12. Intellectual Property Rights:
All Intellectual Property Rights relating to the course, seminar, or training material reside solely with dwpa.
Training material provided to participants is for their personal use in daily operations. Neither the Customer nor the participants may copy, distribute, or use this material to train others, either within the Customer’s organisation or externally.
dwpa reserves the right, at any time and without notice, to audit and verify matters related to Intellectual Property Rights. Additionally, dwpa may, at its own expense, appoint a reputable third-party auditor to specifically assess the Customer’s compliance with Intellectual Property Rights.
In the event of a breach concerning Intellectual Property Rights, the Customer shall incur EUR 150,000 in liquidated damages for each individual infringement. Moreover, dwpa retains the right to pursue further damages in accordance with applicable law.
13. Force Majeure:
Neither party shall be held responsible for any delay or failure in performance caused by unforeseen events beyond their control, including but not limited to acts of God, public enemy actions, civil unrest, flight delays or cancellations, epidemics, wars, insurrections, labour strikes, or government interventions.
14. Customer Obligations:
Given the complexities of patent rights and technological advancements, the Customer is required to provide precise technical OEM documentation for the wind turbines a minimum of 4 weeks before any Turbine-specific training, ensuring proper ownership verification. This documentation enables dwpa to formulate a bespoke, professional syllabus. Upon completion of the training, dwpa pledges to return the original documents and destroy all electronic or printed copies, unless a distinct agreement with the owner dictates otherwise.

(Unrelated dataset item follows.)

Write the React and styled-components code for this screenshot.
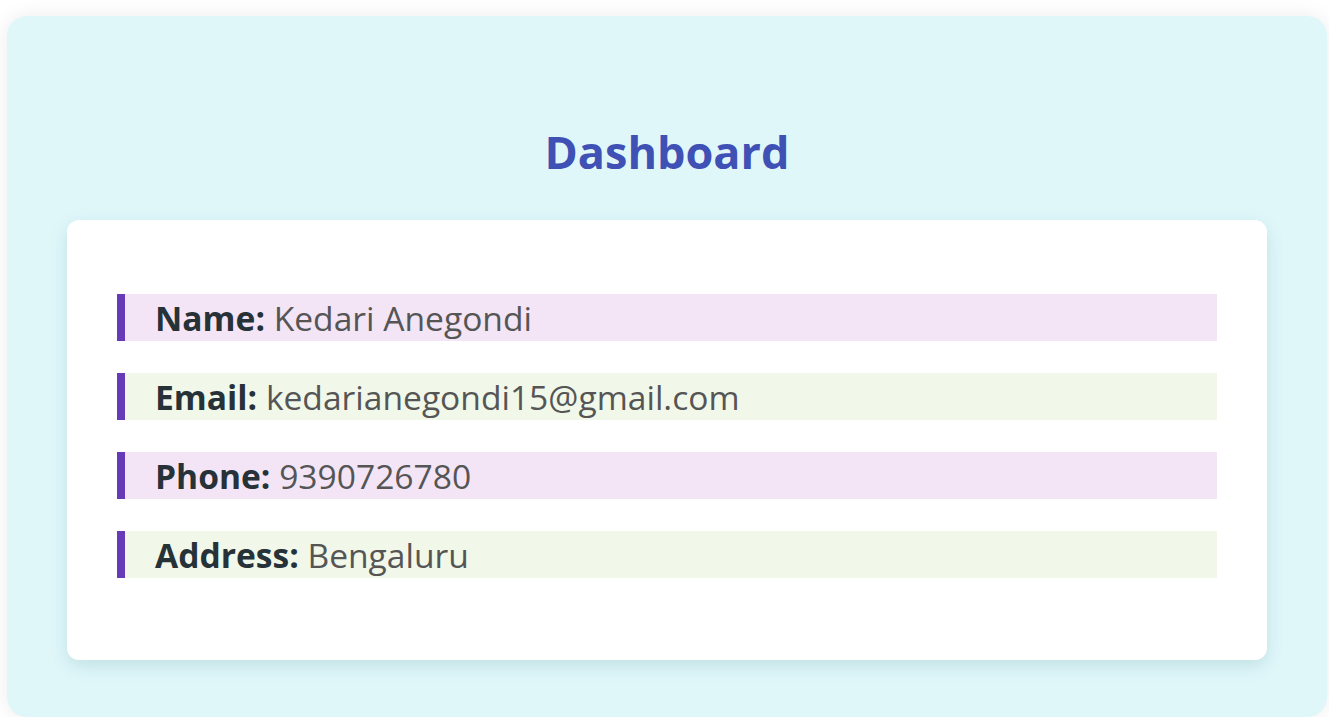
import styled, { createGlobalStyle } from 'styled-components';

const GlobalStyle = createGlobalStyle`
  html, body {
    margin: 0;
    padding: 0;
    background: #ffffff;
    font-family: "Open Sans", "Noto Sans", sans-serif;
  }
`;

const user = {
  name: 'Kedari Anegondi',
  email: 'kedarianegondi15@gmail.com',
  phone: '9390726780',
  address: 'Bengaluru',
};

export default function App() {
  const fields = [
    ['Name', user.name],
    ['Email', user.email],
    ['Phone', user.phone],
    ['Address', user.address],
  ];

  return (
    <>
      <GlobalStyle />
      <Page>
        <Wrapper>
          <Title>Dashboard</Title>
          <Card>
            <InfoList>
              {fields.map(([label, value], i) => (
                <InfoItem key={label} $alt={i % 2 === 1}>
                  <Label>{label}:</Label> <Value>{value}</Value>
                </InfoItem>
              ))}
            </InfoList>
          </Card>
        </Wrapper>
      </Page>
    </>
  );
}

const Page = styled.div`
  padding: 16px 2px 0 7px;
`;

const Wrapper = styled.div`
  background: #e0f7fa;
  border-radius: 20px;
  padding: 104px 60px 57px;
  box-shadow: 0 0 20px rgba(0, 0, 0, 0.08);
`;

const Title = styled.h1`
  margin: 0 0 36px;
  text-align: center;
  color: #3f51b5;
  font-size: 45px;
  line-height: 64px;
  font-weight: 700;
`;

const Card = styled.div`
  background: #ffffff;
  border-radius: 12px;
  padding: 50px;
  box-shadow: 0 6px 18px rgba(0, 96, 100, 0.14);
`;

const InfoList = styled.ul`
  list-style: none;
  margin: 24px 0 0;
  padding: 0;
`;

const InfoItem = styled.li`
  margin-bottom: 32px;
  padding-left: 30px;
  border-left: 8px solid #673ab7;
  background: ${(p) => (p.$alt ? '#f1f8e9' : '#f3e5f5')};
  font-size: 33.6px;
  line-height: 49px;
  height: 47px;
  white-space: nowrap;
`;

const Label = styled.strong`
  color: #263238;
  font-weight: 700;
`;

const Value = styled.span`
  color: #555555;
`;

For on-site training sessions, the Customer holds the duty of ensuring access to the designated training venues and bearing all related expenses.
When offering Turbine Specific courses within a turbine, the Customer must provide a suitable wind turbine for the entire duration of the course, at their own expense. This turbine must comply with both the prevailing regional safety standards and those set by dwpa. If for some reason the course cannot be completed due to lack of access to wind turbines(lack of safety precautions, weather, or other), the responsibility falls on the Customer.
The Customer must ensure that all course participants undergo the requisite safety training (GWO or an equivalent) before courses that involve entering a wind turbine. Additionally, the Customer is obligated to supply, at their cost, the necessary personal protective equipment for both their staff and all course attendees. This equipment should uphold the highest standards of quality, be well-maintained, defect-free, and have requisite certifications as per legal or industry norms.
The Customer recognises the potential harm in enticing dwpa’s employees away and thus commits to abstain from offering employment to the course trainer for a year following the course. Breaching this agreement will incur a fine of EUR (€) 1,000,000 payable to dwpa.
16. Limitation of Warranties and of Liability:
THE SERVICES AND THE COURSES ARE DELIVERED AND PERFORMED “AS IS WHERE IS” WITH NO EXPRESS OR IMPLIED WARRANTIES OF FITNESS FOR A PARTICULAR PURPOSE, MERCHANTABILITY, OR OTHER WARRANTIES, EXCEPT TO THE EXTENT EXPRESSLY PROVIDED IN DWPAA’S QUOTE OR ORDER CONFIRMATION.
Customer is aware and represents, covenants, and agrees that its participants in the Course(s) are aware that the participation in certain Courses involves climbing in wind turbine towers and that falls from or accidents in such wind turbine towers may result in severe bodily harm or death and that all participation in any Course is at Customer’s and the participant’s own risk.
dwpa is not liable to the Customer or participants in Courses for direct or indirect losses, special damages, loss of production, lost earnings, or any personal injuries caused by participation in the dwpa’s Courses.
Customer agrees to indemnify dwpa and protect dwpa and their associates—including partners, directors, officers, employees, consultants, contractors, and agents from any such claim from any of Customer’s participants ant third parties, except in the event of gross negligence or wilful misconduct on the part of dwpa. In addition, dwpa cannot be held liable by the Customer or participants in Courses for any incidental, consequential, or special damages arising from any delay or cancellation of its Courses. Further, Customer and Customer’s participants cannot hold dwpa liable for similar damages caused by any of the dwpa’s subcontractors. Notwithstanding anything to the contrary herein, dwpa shall under no circumstances be held liable for damages in excess of the amount paid by the Customer for the Services.
Any and all disputes arising out of or in relation to these Terms & Conditions, any purchase order, purchase confirmation, or other agreement or contractual document exchanged among dwpa and Customer, or any Services sold or delivered pursuant to the same, shall be governed by either Danish law or Colorado(US) law depending on the delivery location of the service. Each of dwpa and Customer, (i) submits to the exclusive jurisdiction of the state and federal courts sitting in in the State of Colorado, U.S.A. or the court of justice in Denmark with respect to actions or proceedings arising out of or relating to the Terms (including these Terms & Conditions), any purchase order, purchase confirmation, or other agreement or contractual document exchanged among dwpa and Customer, or any Services sold or delivered pursuant to the same, (ii) agrees that all claims in respect of such action or proceeding may be heard and determined only in any such court, (iii) agrees not to bring any action or proceeding arising out of or relating to the same in any other court; and (iv) agrees that any final judgment or decree entered by such court shall be entitled to full faith and credit for purposes of collection and enforcement whenever the party against whom a judgment decree is entered.
dwpa reserves the right to amend these Terms and Conditions at their discretion and at any moment. These amendments will be reflected on the dwpa website. Importantly, any modifications made will not have a retroactive effect on rights or obligations established prior to these changes.